The subject matter was similarly diverse, as Smith co-wrote his first trio of songs.

"On the Killers album, Adrian was very new, and it really wasn't until he'd been with the band about a year a half that he really felt he was a full member," Harris told Artist magazine. "He always had been, but he never really seemed to accept that it was happening. ... It took him quite a while to settle in, and it also took both him and [fellow member] Dave [Murray] a long time to get the right guitar sounds. Then Bruce came in and he really did fine things for the band too."

Watch Iron Maiden Perform 'The Number of the Beast'

Iron Maiden took inspiration from the world around them (the film Children of the Damned, the '60s-era British TV series The Prisoner), and from the next one too: Both the title track and "Hallowed By Thy Name" challenge perceptions about faith and the hereafter. They stirred in weighty historical allegories ("Invasion" and "Run to the Hills" explore themes of military conquest and the fate of native people), while paying tribute to their own past ("22 Acacia Avenue" circled back around to "Charlotte the Harlot").

The result, Dickinson later mused, was something that "sounded completely new – people had never heard anything quite like it before." The Number of the Beast not only became their first-ever No. 1 album on the U.K. charts, where it remained in the Top 75 for more than 30 weeks, it finally broke Iron Maiden in the U.S. – becoming their first Top 40 record.

"It was a scary time period," Harris told UCR, "because we’d just changed singers and, at the time, it was a very traumatic period for us – worrying about how people would take to the new singer. But take to him they did, in a big way, so we didn’t need to be worried! [Laughs.] But before the album came out, it was very worrying. We knew we had a really strong album and we knew we had a really great singer in Bruce, but you just never know how people are going to react."

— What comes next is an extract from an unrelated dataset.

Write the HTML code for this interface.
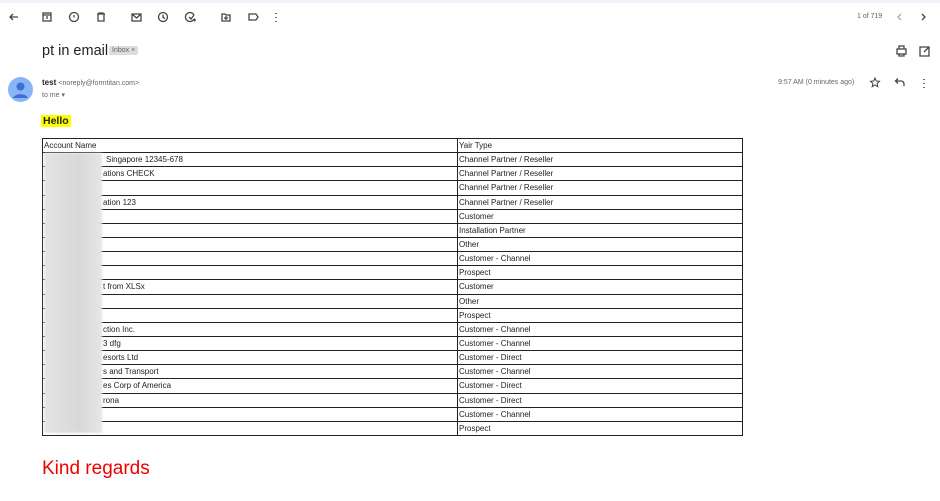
<html><head><style>
body{margin:0;width:940px;height:501px;background:#fff;font-family:"Liberation Sans",sans-serif;position:relative;overflow:hidden}
.a{position:absolute}
.r{position:absolute;left:42px;width:699px;height:13px;border:1px solid #222;border-bottom:none;font-size:8px;color:#222;line-height:14px}
.r span{position:absolute;left:2px}
.r b{font-weight:normal;position:absolute;left:416px}
.r i{position:absolute;left:414px;top:0;bottom:0;border-left:1px solid #222}
</style></head><body>
<div class="a" style="left:0;top:0;width:940px;height:3px;background:#f0f4fa"></div>
<svg class="a" style="left:0;top:0" width="940" height="100" fill="none" stroke="#444" stroke-width="1.3">
<path d="M18 17h-8M13 14l-3 3 3 3"/>
<rect x="43" y="13" width="8" height="8"/><path d="M43 15h8M47 16v3"/>
<circle cx="74" cy="17" r="4.5"/><path d="M74 15v2.5"/>
<path d="M97 14h8M99 14v-1h4v1M98 14v7h6v-7"/>
<rect x="132" y="14" width="9" height="7"/><path d="M132 14l4.5 4 4.5-4"/>
<circle cx="163" cy="17" r="4.5"/><path d="M163 14.5v3l2 1"/>
<path d="M194 15a4.5 4.5 0 1 0 0 4M189 17l2 2 3-4M193 20h3M194.5 18.5v3"/>
<path d="M222 14h3l1 1h4v6h-8z M226 16v4M224 18h4"/>
<path d="M249 14h7l2 3-2 3h-7z"/>
<path d="M276 13v1M276 17v1M276 21v1" stroke-width="1.6"/>
<path d="M901 14l-3 3 3 3" stroke="#aaa"/><path d="M922 14l3 3-3 3"/>
<rect x="897" y="49" width="9" height="5"/><path d="M899 49v-3h5v3M899 54v2h5v-2"/>
<path d="M925 47h-5v9h9v-5M924 47h5v5M929 47l-5 5"/>
<path d="M875 78l1.3 3 3.2.3-2.4 2.2.7 3.2-2.8-1.7-2.8 1.7.7-3.2-2.4-2.2 3.2-.3z" stroke-width="1"/>
<path d="M904 86v-2a3 3 0 0 0-3-3h-5M898 78.5l-2.5 2.5 2.5 2.5"/>
<path d="M924 79v1M924 83v1M924 87v1" stroke-width="1.6"/>
</svg>
<div class="a" style="left:857px;top:13px;font-size:7px;color:#666">1 of 719</div>
<div class="a" style="left:42px;top:43px;font-size:14.5px;color:#222">pt in email</div>
<div class="a" style="left:109px;top:46px;background:#ddd;color:#666;font-size:7px;padding:1px 3px;border-radius:2px">Inbox ×</div>
<svg class="a" style="left:8px;top:77px" width="25" height="25"><circle cx="12.5" cy="12.5" r="12.5" fill="#8ab4f8"/><circle cx="12.5" cy="9.5" r="4" fill="#3b6fd4"/><path d="M5 21a8 6 0 0 1 15 0" fill="#3b6fd4"/></svg>
<div class="a" style="left:42px;top:78px;font-size:8px;color:#222;font-weight:bold">test <span style="font-weight:normal;color:#666;font-size:7px">&lt;noreply@formtitan.com&gt;</span></div>
<div class="a" style="left:42px;top:91px;font-size:7px;color:#666">to me ▾</div>
<div class="a" style="left:778px;top:79px;font-size:7px;color:#666">9:57 AM (0 minutes ago)</div>
<div class="a" style="left:41px;top:115px;background:#ff0;font-size:10.5px;font-weight:bold;padding:0 2px;color:#222">Hello</div>
<div id="t"></div>
<div class="a" style="left:42px;top:435px;width:701px;border-top:1px solid #222"></div>
<div class="a" style="left:44px;top:153px;width:58px;height:280px;background:linear-gradient(90deg,#e4e4e4,#d8d8d8 60%,#e6e6e6);filter:blur(1px)"></div>
<div class="a" style="left:42px;top:458px;font-size:19px;color:#e00">Kind regards</div>
<script>
var L=["Account Name","Singapore 12345-678","ations CHECK","","ation 123","","","","","","t from XLSx","","","ction Inc.","3 dfg","esorts Ltd","s and Transport","es Corp of America","rona","",""];
var R=["Yair Type","Channel Partner / Reseller","Channel Partner / Reseller","Channel Partner / Reseller","Channel Partner / Reseller","Customer","Installation Partner","Other","Customer - Channel","Prospect","Customer","Other","Prospect","Customer - Channel","Customer - Channel","Customer - Direct","Customer - Channel","Customer - Direct","Customer - Direct","Customer - Channel","Prospect"];
var h="";for(var i=0;i<21;i++){var t=Math.round(138+i*14.14);var nt=Math.round(138+(i+1)*14.14);var x=i==0?1:(i==1?63:60);h+='<div class="r" style="top:'+t+'px;height:'+(nt-t-1)+'px"><span style="left:'+x+'px">'+L[i]+'</span><i></i><b>'+R[i]+'</b></div>';}
document.getElementById("t").innerHTML=h;
</script>
</body></html>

Iron Maiden still struggled to earn airplay, in particular outside the U.K. Still, even without a hit single, The Number of the Beast began a string of five consecutive million-selling albums in the U.S. Credit Iron Maiden's tireless touring schedule. Lamenting that "there were very few radio stations that were playing the band," Murray told Classic Albums that "basically we had to go out there on tour and, hence, we go everywhere – East Coast, West Coast and everywhere in between."

The Beast on the Road tour became the second-longest of Iron Maiden's career, spanning 180 shows across the globe over a similarly compact 10 months. They emerged not just with their biggest hit yet, but also with a diamond-hard approach to their future.

The Number of the Beast "dictated the way we’ve recorded everything since," Harris told UCR. "We thought, 'Well, that’s the way we work well – under pressure, obviously,' so that’s what we’ve done ever since. We’ve just allowed ourselves a specific time of period to write and that’s what we do. So, we don’t ever write on the road. We just write right there [in the moment] – and it’s worked well for us ever since."